The task -> Look through the data below and say how many of its lines contain "components", adding nothing else.

Stored data ->
------------------------------------------------------------------------
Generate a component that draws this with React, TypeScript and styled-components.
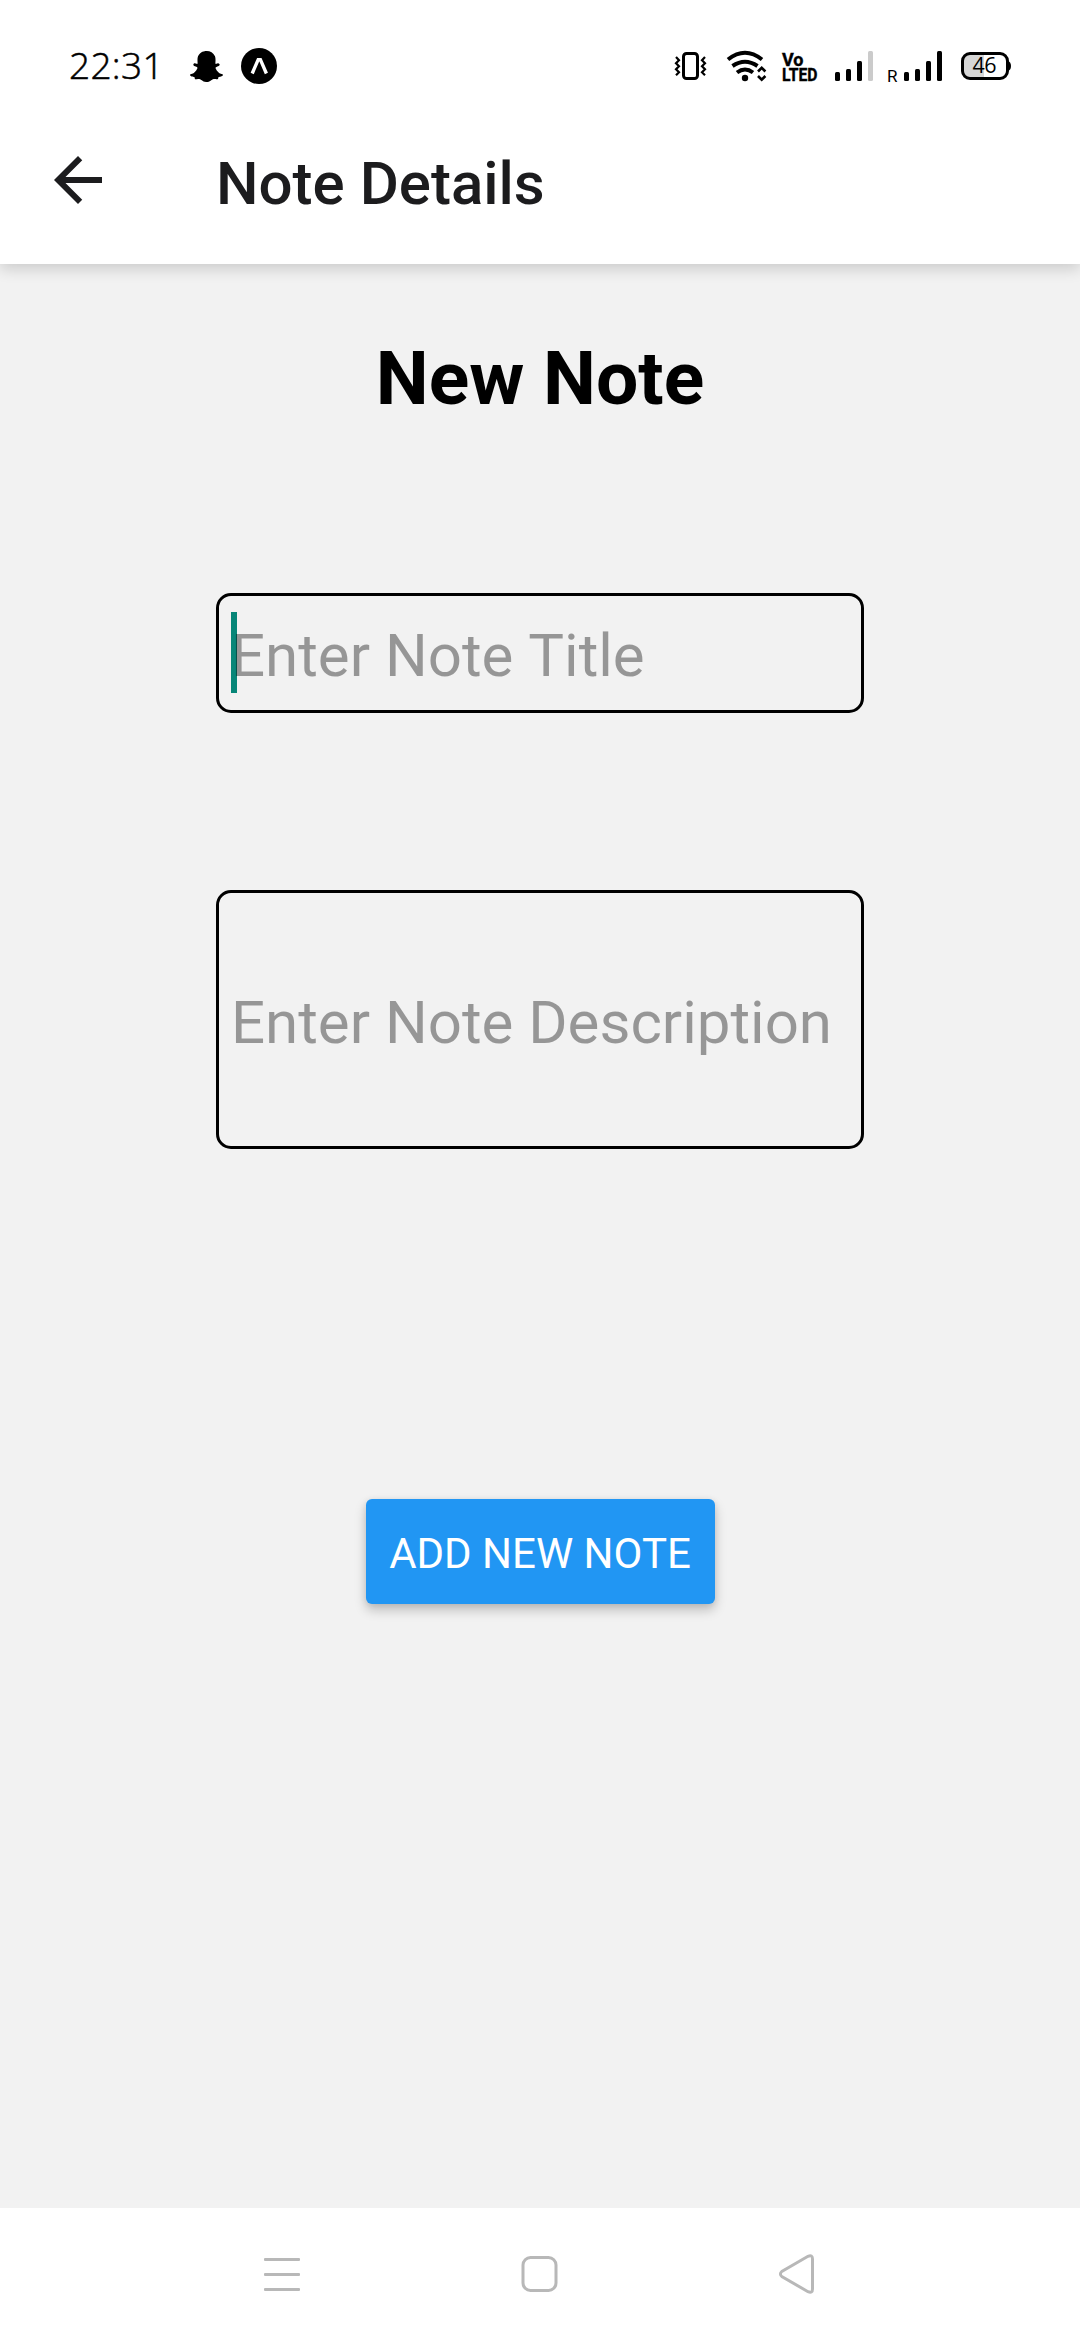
import React from "react";
import styled, { createGlobalStyle } from "styled-components";
import { FaSnapchatGhost } from "react-icons/fa";

const GlobalStyle = createGlobalStyle`
  *, *::before, *::after { box-sizing: border-box; }
  body { margin: 0; background: #f2f2f2; font-family: Roboto, "Noto Sans", sans-serif; }
`;

const Screen = styled.div`
  display: flex;
  flex-direction: column;
  width: 1080px;
  height: 2340px;
  background: #f2f2f2;
  overflow: hidden;
`;

const TopArea = styled.div`
  position: relative;
  flex: none;
  height: 264px;
  background: #fff;
  box-shadow: 0 5px 14px rgba(0, 0, 0, 0.16);
`;

const StatusBar = styled.div`
  display: flex;
  align-items: center;
  height: 132px;
  padding: 0 69px 0 69px;
  color: #000;
`;

const Clock = styled.span`
  width: 121px;
  padding-bottom: 3px;
  font: 300 37px/129px "Open Sans", sans-serif;
  letter-spacing: 0.3px;
  -webkit-text-stroke: 0.5px #000;
`;

const NotificationIcons = styled.div`
  display: flex;
  align-items: center;
  gap: 18px;
  flex: 1;

  svg { display: block; }
`;

const SystemIcons = styled.svg`
  display: block;
  width: 340px;
  height: 132px;
  margin-right: -2px;
`;

const AppBar = styled.header`
  display: flex;
  align-items: center;
  height: 96px;
  padding-left: 42px;
`;

const BackButton = styled.button`
  display: block;
  width: 72px;
  height: 72px;
  padding: 0;
  margin-right: 102px;
  border: 0;
  background: none;
  color: #1c1c1e;

  svg { display: block; }
`;

const AppTitle = styled.h1`
  margin: 7px 0 0;
  font-size: 60px;
  line-height: 72px;
  font-weight: 500;
  color: #1c1c1e;
`;

const Content = styled.main`
  display: flex;
  flex: 1;
  flex-direction: column;
  align-items: center;
  padding-top: 64px;
`;

const Heading = styled.h2`
  margin: 0;
  font-size: 75px;
  line-height: 100px;
  font-weight: 700;
  color: #000;
`;

const Field = styled.div<{ $height: number; $top: number }>`
  position: relative;
  flex: none;
  width: 648px;
  height: ${(p) => p.$height}px;
  margin-top: ${(p) => p.$top}px;
  border: 3px solid #000;
  border-radius: 15px;
`;

const Caret = styled.span`
  position: absolute;
  left: 12px;
  top: 16px;
  width: 6px;
  height: 81px;
  background: #078678;
`;

const TextInput = styled.input<{ $offset: number }>`
  position: relative;
  display: block;
  width: 100%;
  height: 100%;
  padding: ${(p) => p.$offset}px 0 0 12px;
  border: 0;
  outline: 0;
  background: transparent;
  font: 400 60px/72px Roboto, "Noto Sans", sans-serif;
  font-kerning: none;

  &::placeholder { color: rgba(0, 0, 0, 0.38); opacity: 1; }
`;

const SubmitButton = styled.button`
  flex: none;
  width: 349px;
  height: 105px;
  margin-top: 350px;
  padding: 4px 0 0;
  border: 0;
  border-radius: 6px;
  background: #2196f3;
  color: #fff;
  font: 400 42px/50px Roboto, "Noto Sans", sans-serif;
  white-space: nowrap;
  box-shadow: 0 6px 12px rgba(0, 0, 0, 0.22), 0 1px 6px rgba(0, 0, 0, 0.08);
`;

const NavBar = styled.nav`
  display: flex;
  flex: none;
  align-items: center;
  justify-content: space-between;
  height: 132px;
  padding: 0 264px;
  background: #fff;

  svg { display: block; overflow: visible; }
`;

const barTops = [72, 69, 61, 51];

function SignalBars({ x, lit }: { x: number; lit: number }) {
  return (
    <g>
      {barTops.map((top, i) => (
        <rect key={top} x={x + i * 11} y={top} width={5} height={81 - top} rx={1.5} fill={i < lit ? "#000" : "#cbcbcb"} />
      ))}
    </g>
  );
}

function StatusIcons() {
  return (
    <SystemIcons viewBox="673 0 340 132">
      <g fill="none" stroke="#000" strokeWidth="3">
        <rect x="683.5" y="53.5" width="14" height="25" rx="3" />
        <path d="M676 57l3 3.2-3 3 3 3-3 3 3 3-3 3M705 57l-3 3.2 3 3-3 3 3 3-3 3 3 3" strokeWidth="2.2" />
        <path d="M728 59.5Q745 46 762 59.5" strokeWidth="4" />
        <path d="M732.5 66Q745 57.5 757.5 66" strokeWidth="4" />
        <path d="M737 72.5Q745 66.5 753 72.5" strokeWidth="4" />
        <path d="M758 71.5l3.7-3.7 3.7 3.7M758 76l3.7 3.7 3.7-3.7" strokeWidth="2.6" />
      </g>
      <circle cx="745" cy="78" r="3.2" />
      <text fontFamily="Roboto, sans-serif" fontWeight="700" fontSize="19" stroke="#000" strokeWidth="0.4">
        <tspan x="782" y="65.5" textLength="21.5" lengthAdjust="spacingAndGlyphs">Vo</tspan>
        <tspan x="782" y="80.7" textLength="35.5" lengthAdjust="spacingAndGlyphs">LTED</tspan>
      </text>
      <SignalBars x={835} lit={3} />
      <text x="887" y="81.5" fontFamily="Roboto, sans-serif" fontSize="17">R</text>
      <SignalBars x={904} lit={4} />
      <path d="M970 54H984V78H970Q963 78 963 71V61Q963 54 970 54Z" fill="#d6d6d6" />
      <rect x="962.5" y="53.5" width="45" height="25" rx="7.5" fill="none" stroke="#000" strokeWidth="3" />
      <path d="M1008 61q3 1 3 5t-3 5z" />
      <text x="972.5" y="73" fontFamily="Open Sans, sans-serif" fontSize="21.5" textLength="24">46</text>
    </SystemIcons>
  );
}

export default function App() {
  return (
    <>
      <GlobalStyle />
      <Screen>
        <TopArea>
          <StatusBar>
            <Clock>22:31</Clock>
            <NotificationIcons>
              <FaSnapchatGhost size={33} />
              <svg width="36" height="36" viewBox="0 0 36 36">
                <circle cx="18" cy="18" r="18" />
                <path d="M11.2 25.5L17.2 11.6H19.4L25.4 25.5" fill="none" stroke="#fff" strokeWidth="3.4" />
              </svg>
            </NotificationIcons>
            <StatusIcons />
          </StatusBar>
          <AppBar>
            <BackButton aria-label="Back">
              <svg width="72" height="72" viewBox="0 0 24 24" fill="currentColor">
                <path d="M20 11H7.83l5.59-5.59L12 4l-8 8 8 8 1.41-1.41L7.83 13H20v-2z" />
              </svg>
            </BackButton>
            <AppTitle>Note Details</AppTitle>
          </AppBar>
        </TopArea>
        <Content>
          <Heading>New Note</Heading>
          <Field $height={120} $top={165}>
            <Caret />
            <TextInput $offset={4} placeholder="Enter Note Title" />
          </Field>
          <Field $height={259} $top={177}>
            <TextInput $offset={6} placeholder="Enter Note Description" />
          </Field>
          <SubmitButton>ADD NEW NOTE</SubmitButton>
        </Content>
        <NavBar>
          <svg width="36" height="36" viewBox="0 0 36 36" fill="#b8b8b8">
            <rect y="2" width="36" height="3" rx="1" />
            <rect y="17" width="36" height="3" rx="1" />
            <rect y="32" width="36" height="3" rx="1" />
          </svg>
          <svg width="36" height="36" viewBox="0 0 36 36" fill="none" stroke="#b8b8b8" strokeWidth="3">
            <rect x="2" y="1.5" width="33" height="33" rx="7.5" />
          </svg>
          <svg width="39" height="40" viewBox="0 0 39 40" fill="none" stroke="#b8b8b8" strokeWidth="3">
            <path d="M31 2.3Q35.5 .3 35.5 5V35Q35.5 39.7 31 37.7L4.8 22.5Q2 20 4.8 17.5Z" />
          </svg>
        </NavBar>
      </Screen>
    </>
  );
}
------------------------------------------------------------------------
Reply to the task -> 2